Paolo -- Jerry is right that CP can provide faster, safer, cleaner trips to more (not fewer) vehicles.  BUT that is only when the schema is designed to move the trips to off-peak times.  The problem is that we have a Secretary of Transportation who used the phrase "coerce drivers out of their cars". Incidents like this tell me that even people who should understand CP, do not. -- Bern

On 2010.10.07 03:06, Jerry Bridgman commented: 
The weary, angry cynicism of the cited blogs may be hiding from you the possibility the CP product you are offering is deficient! Ideally reducing congestion would provide faster, safer, cleaner trips to more (not fewer) vehicles. Engineer that and you might have a salable product.

    On 2010.10.06 11:45, Allen Greenberg commented:
    I appreciate your highlighting of the near-impossibility of implementing a mileage-based user fee system within the single term of a political champion.  I had not thought of it quite that way, but it makes perfect sense, and thus—as you note--alternatives need to be sought.

    On 2010.10.06, 09:05 Jack Opiola commented:
    I am afraid you give Alastair Darling too much credit. After the debacle of Byers, his predecessor over the Hatfield Train accident and the reneging on the Public Trust set up for the rail network in the UK, PM Darling was posted to Transport to keep it out of the press and put a tight lid on Transport. He was magnificently effective in positively doing absolutely nothing in his tenure as Transport Minister, which is probably why they rewarded him with Treasury where he again efficaciously provided negative value to the post and the UK.

    I am afraid you misread his actions.
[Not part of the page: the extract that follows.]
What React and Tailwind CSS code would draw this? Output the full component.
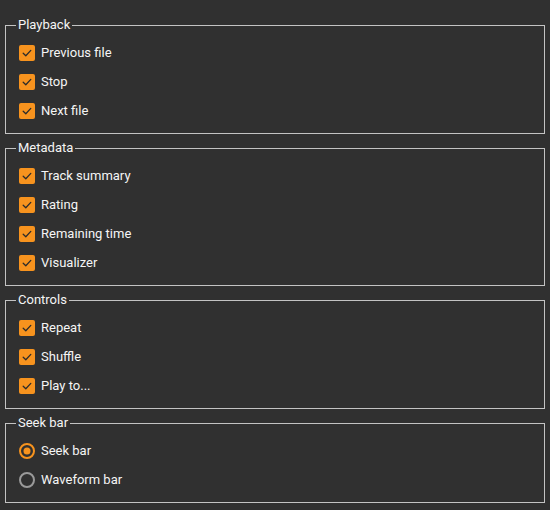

By consolidating the HMCE efforts for truck tolling into a larger UK road pricing agenda, he was killing it, not promoting it. His Deputy Minister was released to promote the technology investigation but the PM with stodgy  influences could never see outfitting 33 million vehicles with any technology, let alone a GNSS or DSRC hybrid for road pricing.

    The £49 billion in fuel excise tax annually is a treasure chest that Treasury will never surrender. After all, less than half returns to Transport (all transport) and the rest funds Government's other platforms.

    I am afraid the poor (literally)  British drivers are already overtaxed with a blunt financial instrument that fails to address congestion, limit car usage nor provide sufficient supply-side measures to address the manifest problems. Whilst Mr. Peter Roberts may be misplaced in his expression of love for motoring, his outrage may be better targeted to express exasperations at a government that continues to rip off its drivers and pay them back for their contribution with niggardly transport policies and practices. While a VMT approach - that is an approach that replaces the fuel excise tax with a fair, equitable, reliable and sustainable solution - may be the solution, I cannot envisage the past or current UK Politicians ever giving up the goose that is providing such a wonderful golden eggs as provided by the gas tax.